Manganese diffusion in gallium arsenide, aluminum gallium arsenide, and gallium arsenide-aluminum gallium arsenide heterostructures

Abstract

While Zn, Be, C, and Mg have been commonly used as p-type dopants in GaAs, Mn has not due to reports for which the data has demonstrated non-uniform diffusion, low surface concentration and the degradation of GaAs surface associated with Mn diffusion. A Mn concentration of 2 $\times$ 10$\sp{18}$ cm$\sp{-3}$ was the highest reported for which a smooth GaAs surface was maintained. In addition, incorporation of Mn as a p-dopant in GaAs during MBE growth has been demonstrated to result in a low carrier concentration and a ripple-structure surface morphology most likely due to Mn segregation on the GaAs surface or a reaction with the GaAs substrate.

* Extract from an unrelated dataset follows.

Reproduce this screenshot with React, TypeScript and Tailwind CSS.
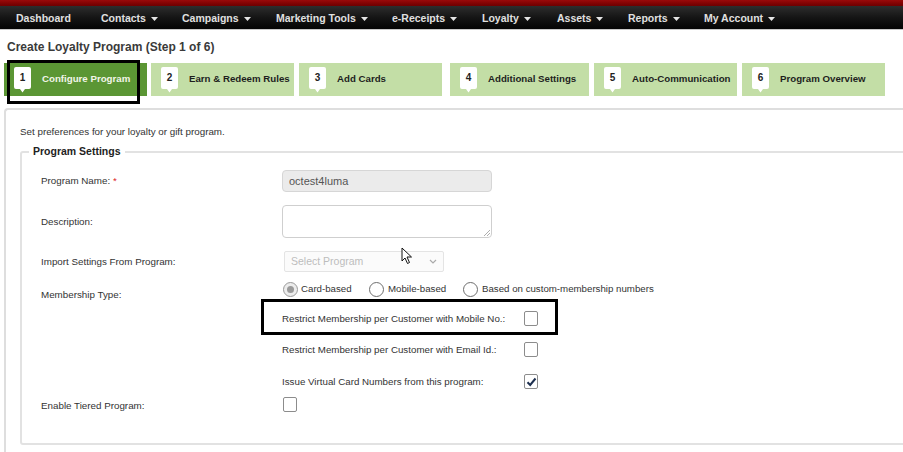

In this work, a study has been conducted to investigate and evaluate the effectiveness of using the various Mn-containing sources so as to diffuse Mn into GaAs, maintaining a smooth surface morphology and high doping concentration. The ampoule sealing technique has been used to perform the diffusion experiments. The various Mn-containing sources included separate solid sources of Mn, MnAs, and Mn$\sb3$As in the quartz ampoule as well as a Mn thin film deposited directly onto the substrates by electron beam evaporation. The results indicate that a very high carrier concentration as well as smooth surface can be obtained. Such depends critically on the choice of diffusion source, As overpressure, and surface encapsulation. The effect of background doping on the diffusion of Mn and a comparison of the diffusion rate of Mn with those of various p-dopant are demonstrated. The work has been further extended so as to study the optical properties of AlGaAs following Mn diffusion. In addition, the effects of Mn diffusion on both the impurity-induced layer disordering (IILD) and microstructure of undoped AlGaAs-GaAs superlattices (SLs) under various As overpressure are discussed. The interstitial-substitutional mechanism involving either Column III vacancies or the "kick-out" mechanism, depends on the surface ambient during diffusion, such has been proposed so as to explain the behavior of the Mn incorporated into GaAs and GaAs-AlGaAs heterostructures.